- [Material]:
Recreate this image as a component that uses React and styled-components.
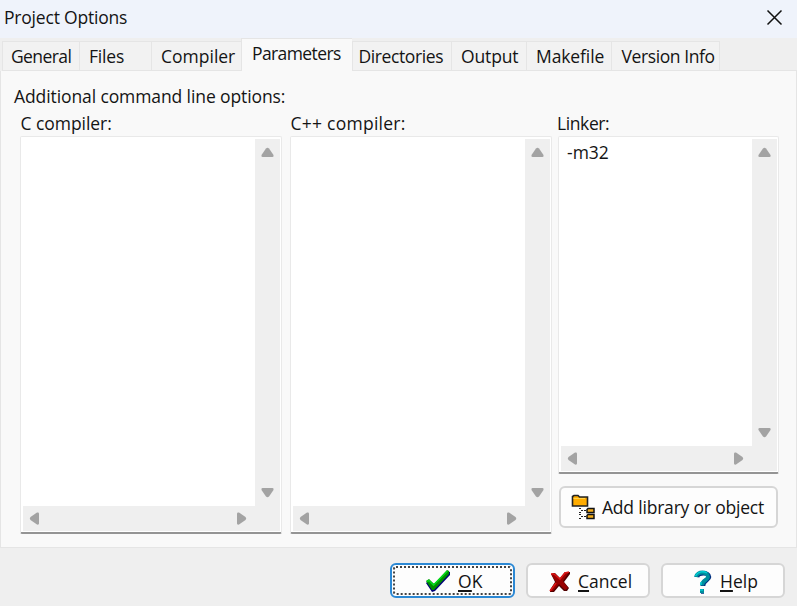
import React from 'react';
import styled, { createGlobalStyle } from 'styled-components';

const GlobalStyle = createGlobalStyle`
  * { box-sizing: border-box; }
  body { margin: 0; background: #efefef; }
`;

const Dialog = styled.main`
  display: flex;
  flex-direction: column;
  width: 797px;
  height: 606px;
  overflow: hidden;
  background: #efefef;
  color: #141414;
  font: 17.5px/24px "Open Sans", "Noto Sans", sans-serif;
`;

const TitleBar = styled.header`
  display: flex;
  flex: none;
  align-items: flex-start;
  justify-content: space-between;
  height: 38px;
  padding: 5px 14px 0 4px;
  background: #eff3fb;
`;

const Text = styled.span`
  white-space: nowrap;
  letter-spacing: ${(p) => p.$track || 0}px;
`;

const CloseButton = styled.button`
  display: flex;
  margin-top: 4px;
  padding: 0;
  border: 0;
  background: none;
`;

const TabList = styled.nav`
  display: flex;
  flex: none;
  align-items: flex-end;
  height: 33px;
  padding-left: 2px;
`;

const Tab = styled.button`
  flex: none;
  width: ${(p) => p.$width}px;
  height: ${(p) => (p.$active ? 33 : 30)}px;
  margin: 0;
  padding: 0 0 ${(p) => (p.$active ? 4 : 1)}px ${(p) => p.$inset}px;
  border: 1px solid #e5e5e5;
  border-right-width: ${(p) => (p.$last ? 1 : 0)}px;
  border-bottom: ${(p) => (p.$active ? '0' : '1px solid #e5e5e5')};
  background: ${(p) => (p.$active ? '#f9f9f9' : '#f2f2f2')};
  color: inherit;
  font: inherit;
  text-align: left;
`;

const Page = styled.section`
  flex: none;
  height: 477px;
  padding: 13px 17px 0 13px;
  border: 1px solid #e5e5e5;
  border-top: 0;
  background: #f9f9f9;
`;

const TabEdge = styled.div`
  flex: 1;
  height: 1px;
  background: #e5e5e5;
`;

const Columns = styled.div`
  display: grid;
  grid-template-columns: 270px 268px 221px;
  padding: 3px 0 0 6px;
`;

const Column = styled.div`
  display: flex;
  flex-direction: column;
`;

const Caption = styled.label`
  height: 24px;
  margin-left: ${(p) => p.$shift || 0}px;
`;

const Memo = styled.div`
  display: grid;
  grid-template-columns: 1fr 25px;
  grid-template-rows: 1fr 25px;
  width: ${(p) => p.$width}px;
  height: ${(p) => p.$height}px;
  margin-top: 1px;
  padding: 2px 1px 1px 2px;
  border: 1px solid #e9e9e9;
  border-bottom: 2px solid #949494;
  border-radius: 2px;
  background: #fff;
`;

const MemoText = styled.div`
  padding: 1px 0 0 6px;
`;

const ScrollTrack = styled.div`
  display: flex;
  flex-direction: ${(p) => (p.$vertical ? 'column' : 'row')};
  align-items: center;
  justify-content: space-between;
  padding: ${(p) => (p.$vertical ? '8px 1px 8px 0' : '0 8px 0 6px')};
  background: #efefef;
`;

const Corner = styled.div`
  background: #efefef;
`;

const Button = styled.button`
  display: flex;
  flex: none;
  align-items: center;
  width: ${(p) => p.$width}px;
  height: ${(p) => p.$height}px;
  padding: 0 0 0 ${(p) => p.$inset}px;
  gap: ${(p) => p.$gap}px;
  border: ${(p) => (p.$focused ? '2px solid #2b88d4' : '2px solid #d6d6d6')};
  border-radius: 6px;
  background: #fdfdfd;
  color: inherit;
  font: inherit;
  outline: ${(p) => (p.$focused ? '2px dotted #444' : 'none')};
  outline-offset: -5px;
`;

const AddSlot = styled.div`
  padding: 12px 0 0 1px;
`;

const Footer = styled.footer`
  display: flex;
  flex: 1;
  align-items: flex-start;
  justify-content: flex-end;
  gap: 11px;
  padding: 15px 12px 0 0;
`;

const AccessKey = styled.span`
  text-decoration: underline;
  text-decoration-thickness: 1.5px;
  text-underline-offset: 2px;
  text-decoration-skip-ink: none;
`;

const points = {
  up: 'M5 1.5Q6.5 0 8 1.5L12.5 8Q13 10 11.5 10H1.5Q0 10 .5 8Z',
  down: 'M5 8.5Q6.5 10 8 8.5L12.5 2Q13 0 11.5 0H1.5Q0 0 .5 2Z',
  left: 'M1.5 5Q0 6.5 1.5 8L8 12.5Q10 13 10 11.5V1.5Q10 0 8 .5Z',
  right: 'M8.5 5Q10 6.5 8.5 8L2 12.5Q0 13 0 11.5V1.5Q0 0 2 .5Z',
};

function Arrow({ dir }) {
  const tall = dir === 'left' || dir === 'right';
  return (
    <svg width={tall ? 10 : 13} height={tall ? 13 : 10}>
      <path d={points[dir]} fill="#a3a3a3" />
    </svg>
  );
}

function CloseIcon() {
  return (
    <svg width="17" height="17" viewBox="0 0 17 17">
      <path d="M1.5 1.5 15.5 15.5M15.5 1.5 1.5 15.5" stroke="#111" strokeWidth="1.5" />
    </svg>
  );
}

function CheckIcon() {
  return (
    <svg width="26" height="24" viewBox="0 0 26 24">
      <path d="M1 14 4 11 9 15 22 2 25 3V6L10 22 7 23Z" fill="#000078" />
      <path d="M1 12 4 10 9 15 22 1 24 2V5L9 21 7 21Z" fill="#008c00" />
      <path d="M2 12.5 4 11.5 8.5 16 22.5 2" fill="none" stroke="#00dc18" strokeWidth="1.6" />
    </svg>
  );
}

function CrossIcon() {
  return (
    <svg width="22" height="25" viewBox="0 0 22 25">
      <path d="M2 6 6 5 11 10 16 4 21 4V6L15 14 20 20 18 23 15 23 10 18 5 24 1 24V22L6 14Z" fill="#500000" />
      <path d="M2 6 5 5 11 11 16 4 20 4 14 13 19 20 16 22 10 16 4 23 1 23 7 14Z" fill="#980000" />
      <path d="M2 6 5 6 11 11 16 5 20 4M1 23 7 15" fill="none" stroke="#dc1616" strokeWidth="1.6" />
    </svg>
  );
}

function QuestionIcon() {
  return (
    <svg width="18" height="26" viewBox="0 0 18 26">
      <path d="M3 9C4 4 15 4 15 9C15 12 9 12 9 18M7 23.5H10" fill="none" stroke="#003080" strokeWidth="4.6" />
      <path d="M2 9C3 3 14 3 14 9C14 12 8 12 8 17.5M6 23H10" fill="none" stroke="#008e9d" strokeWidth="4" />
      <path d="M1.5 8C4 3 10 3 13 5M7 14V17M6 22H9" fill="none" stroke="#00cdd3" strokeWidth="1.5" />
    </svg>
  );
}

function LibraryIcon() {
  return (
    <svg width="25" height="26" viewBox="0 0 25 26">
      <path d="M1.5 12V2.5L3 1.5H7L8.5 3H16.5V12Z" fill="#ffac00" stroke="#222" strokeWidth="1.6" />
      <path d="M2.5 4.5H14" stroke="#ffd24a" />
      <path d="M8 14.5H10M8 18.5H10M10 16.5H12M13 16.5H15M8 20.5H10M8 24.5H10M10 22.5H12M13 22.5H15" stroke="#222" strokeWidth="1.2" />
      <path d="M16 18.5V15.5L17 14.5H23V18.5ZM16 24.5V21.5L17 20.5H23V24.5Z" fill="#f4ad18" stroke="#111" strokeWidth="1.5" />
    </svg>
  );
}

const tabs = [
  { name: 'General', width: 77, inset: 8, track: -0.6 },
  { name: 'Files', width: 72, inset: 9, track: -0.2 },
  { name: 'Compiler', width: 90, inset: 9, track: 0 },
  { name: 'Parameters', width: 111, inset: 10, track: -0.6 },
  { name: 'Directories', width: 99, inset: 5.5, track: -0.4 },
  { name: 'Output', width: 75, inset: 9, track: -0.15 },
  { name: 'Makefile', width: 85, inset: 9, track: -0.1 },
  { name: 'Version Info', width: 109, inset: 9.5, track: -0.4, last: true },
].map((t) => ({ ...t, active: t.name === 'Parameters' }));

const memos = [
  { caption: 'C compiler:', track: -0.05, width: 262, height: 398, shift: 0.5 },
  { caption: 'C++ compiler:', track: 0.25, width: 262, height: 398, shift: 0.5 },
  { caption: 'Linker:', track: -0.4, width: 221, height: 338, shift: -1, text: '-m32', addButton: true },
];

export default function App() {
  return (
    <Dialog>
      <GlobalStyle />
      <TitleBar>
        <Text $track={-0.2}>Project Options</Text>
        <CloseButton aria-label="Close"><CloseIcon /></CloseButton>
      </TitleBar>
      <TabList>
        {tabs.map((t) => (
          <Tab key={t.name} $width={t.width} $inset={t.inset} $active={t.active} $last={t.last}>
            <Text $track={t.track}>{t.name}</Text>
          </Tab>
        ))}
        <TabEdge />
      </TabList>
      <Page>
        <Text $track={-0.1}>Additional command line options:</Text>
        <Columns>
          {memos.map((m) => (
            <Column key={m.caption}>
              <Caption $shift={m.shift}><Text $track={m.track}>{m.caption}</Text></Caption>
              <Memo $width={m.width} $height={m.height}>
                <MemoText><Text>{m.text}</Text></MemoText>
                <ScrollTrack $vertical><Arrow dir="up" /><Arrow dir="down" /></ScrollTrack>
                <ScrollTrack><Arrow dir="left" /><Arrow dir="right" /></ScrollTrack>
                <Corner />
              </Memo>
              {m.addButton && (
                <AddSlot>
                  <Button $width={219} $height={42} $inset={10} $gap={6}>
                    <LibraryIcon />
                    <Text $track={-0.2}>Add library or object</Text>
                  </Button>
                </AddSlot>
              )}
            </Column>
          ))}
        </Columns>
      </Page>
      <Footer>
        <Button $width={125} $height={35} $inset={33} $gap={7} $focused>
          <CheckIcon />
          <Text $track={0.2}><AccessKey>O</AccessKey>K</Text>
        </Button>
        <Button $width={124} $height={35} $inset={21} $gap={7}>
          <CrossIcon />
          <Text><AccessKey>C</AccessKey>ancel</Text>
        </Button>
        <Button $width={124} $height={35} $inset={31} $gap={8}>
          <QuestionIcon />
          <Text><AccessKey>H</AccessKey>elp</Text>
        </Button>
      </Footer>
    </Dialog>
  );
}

- [Exercise prompt]: Where a line of the material above holds the string "components", copy that line.

- [Solution below]:
Recreate this image as a component that uses React and styled-components.
import styled, { createGlobalStyle } from 'styled-components';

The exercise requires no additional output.